When an occluder is outside the pyramid defined by the corners of the image plane and the light source, you know its shadow volume cannot be clipped by the near plane, so you can render the shadow volume of that object with in “zpass” mode (which only requires the extruded silhouette polygons – not the end caps).

This is a simple test that can be done on a bounding volume of each occluder, and it definitely reduces fill consumption.

Scissor is another Good Thing to use when you know you can crop the region of possible illumination.

Mark Kilgard and I are seriously considering a follow-up paper that focuses totally on optimization issues for stenciled shadow volumes.
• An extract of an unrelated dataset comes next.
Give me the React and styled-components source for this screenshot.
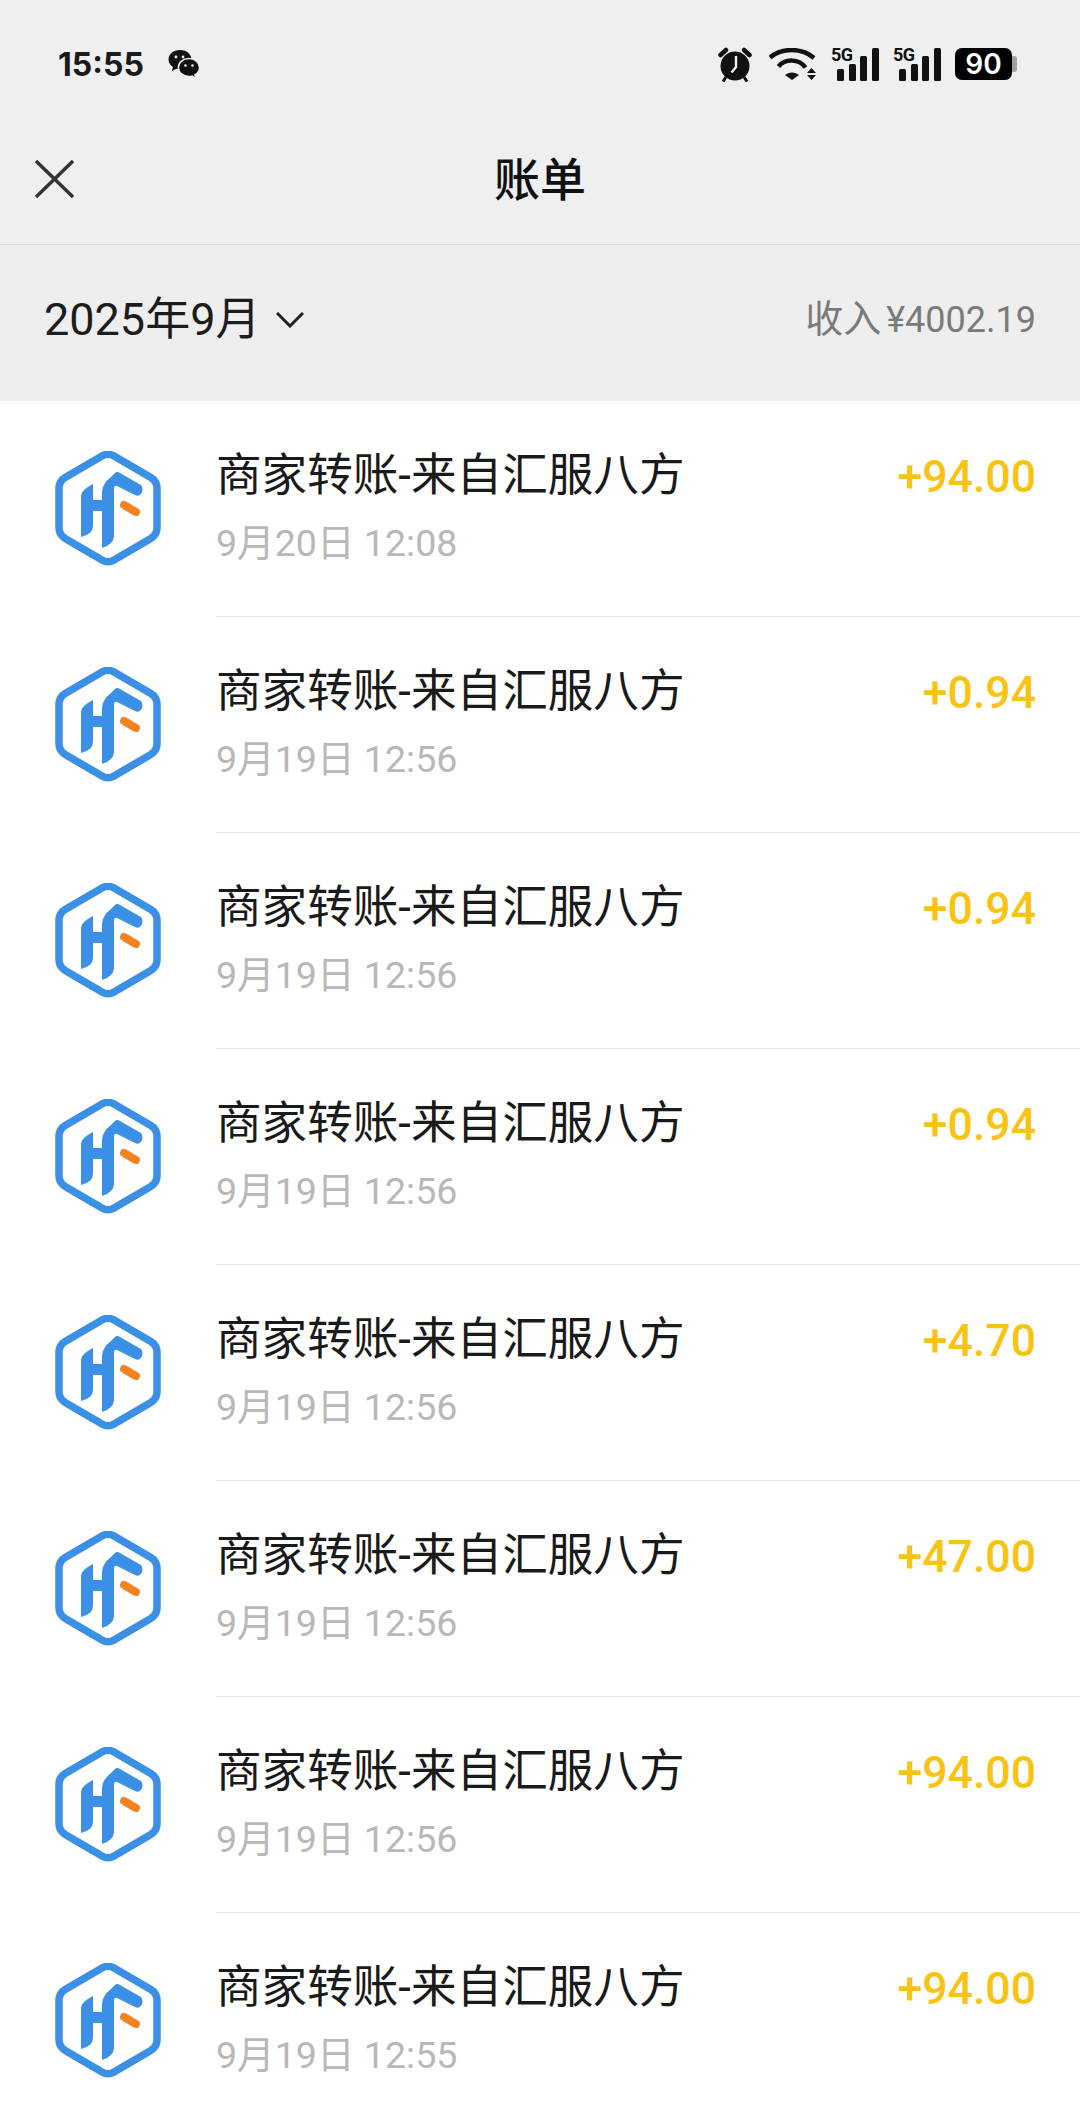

                        Thanks -



A follow up paper sounds like a good idea . Unfortunately, the best optimizations require a lot of work and depends on what you’re doing ( and these are at the scene-graph level ). Take a deformable model, this is the absolute worst case ( I think the optimization you mentioned + scissor is the only thing that’ll reduce fill consumption for that case ).

I spent a short amount of time messing around with nvidia’s shadow volume paper. I implemented it in my own short demo. I have 2 dynamic models that animate and everything else is completely static. THe lights are static too. THe 2 animating characters take as long as the entire rest of the scene. This is simply a result of having to compute the 2 characters shadow volumes ever frame and the entire environment is only calculated once. Its a bummer. Things that are truely dynamic means just that. Anything can change and anything goes which means nothing can be precomputed.